Software giant Oracle Corp., the most active stock on the Nasdaq, fell more than 6 percent, or $1-9/16 to $22-5/16. Other tech bellwethers tanked, including Web infrastructure firm Cisco Systems, telecommunications equipment maker Qualcomm Inc. and computing giant Sun Microsystems.

Internet companies did not escape the carnage. The American Stock Exchange's Internet Index shed 6.69 percent amid big drops in the shares of bellwethers like Yahoo! Inc., down $3-1/2 to $38-3/16 on Nasdaq, and America Online Inc., off $1.92 at $41.08 on the Big Board. Investors have sold these shares recently on worries of declining advertising revenues from dot-com companies.

"That's what the market is reflecting, the ability of a stock to earn its weight," said Doug Myers, vice president of equity trading at Wachovia Securities in Atlanta.

The Dow's slide was cushioned by a rebound in the shares of soft-drink giant Coca Cola Co., up $4-5/16 at $59-9/16. Coke late Tuesday scrapped efforts to buy Quaker Oats Co. for some $15 billion, a price analysts had said was too high. Quaker dropped $7-7/16 to $87.

But other blue-chip issues, like drugs and tobacco, were hit by concern that Republican candidate George W. Bush's lead in the election may be in doubt. Bush is seen as more favorable to such companies and is favored by some on the Street with his promise to bring in less government and regulation.

The major market indexes briefly pulled off their lows in the afternoon on news that Gore suffered a new blow when the key Florida county of Miami-Dade called off a hand count of votes, analysts said.

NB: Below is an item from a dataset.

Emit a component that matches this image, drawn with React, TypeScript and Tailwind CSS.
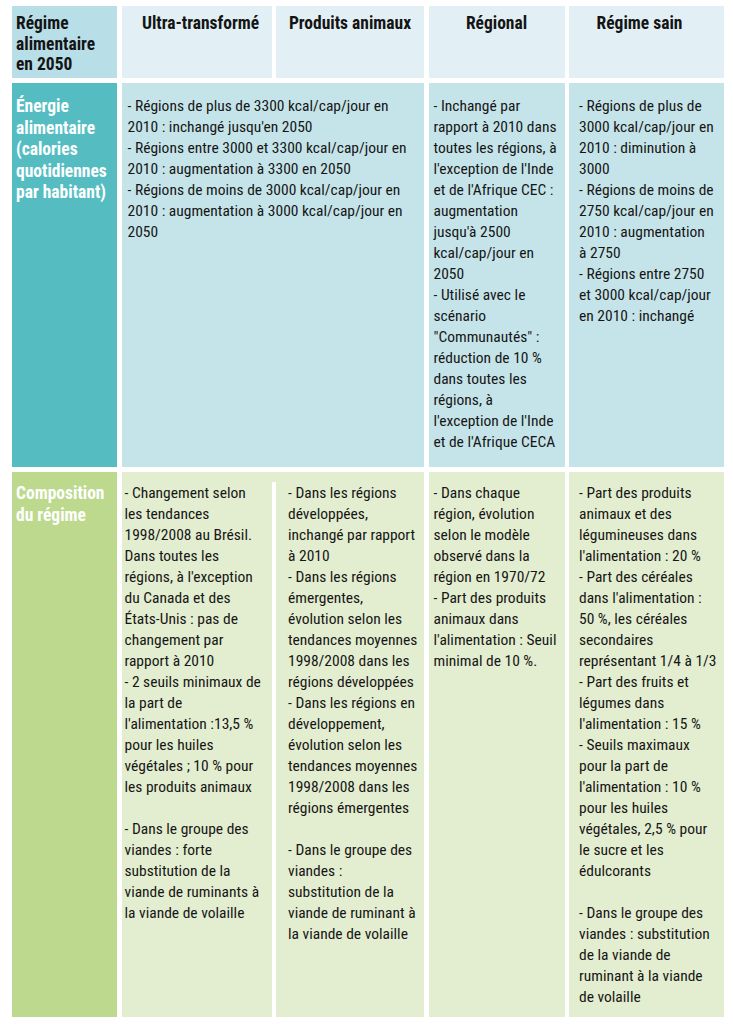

Yet more selling ensued late in the day as Gore's campaign said it would immediately seek to overturn that decision.

Tobacco giant Philip Morris Cos. cut part of its 7 percent loss to close at $35-13/16, down $1-5/8, and pharmaceutical maker Merck & Co. fell $1-5/16 to $90-11/16.

Losses in the once high-flying financial services stocks like J.P. Morgan & Co., down $3-7/16 to $138, also hit the Dow. The shares of Wall Street's largest firms, like Lehman Bros. Holdings Inc., fell for the fifth day in a row amid worries that weak stock markets will hurt their future profits. The Amex Broker Dealer Index slipped 4.37 percent.

"Given the volatile market conditions ... we'll definitely see lower trading revenues for most of the brokers," said Lauren Smith, analyst at Keefe, Bruyette & Woods, adding that the sector also was hit by the political uncertainty.

The dispute over Florida's 25 electoral votes - which will decide who will be America's next president - has cast a cloud over the market overall, and the court's decision gives the market no relief from what it hates the most - uncertainty.

Compounding the already chaotic political situation was news that Republican vice presidential candidate Dick Cheney suffered chest pains and had been admitted to a hospital on Wednesday. Cheney is expected to leave the hospital in a few days, his doctors said.

"All it does is create more uncertainty, in the election process, and that's not what we need right now," said James Volk, D.A. Davidson's co-director of institutional trade.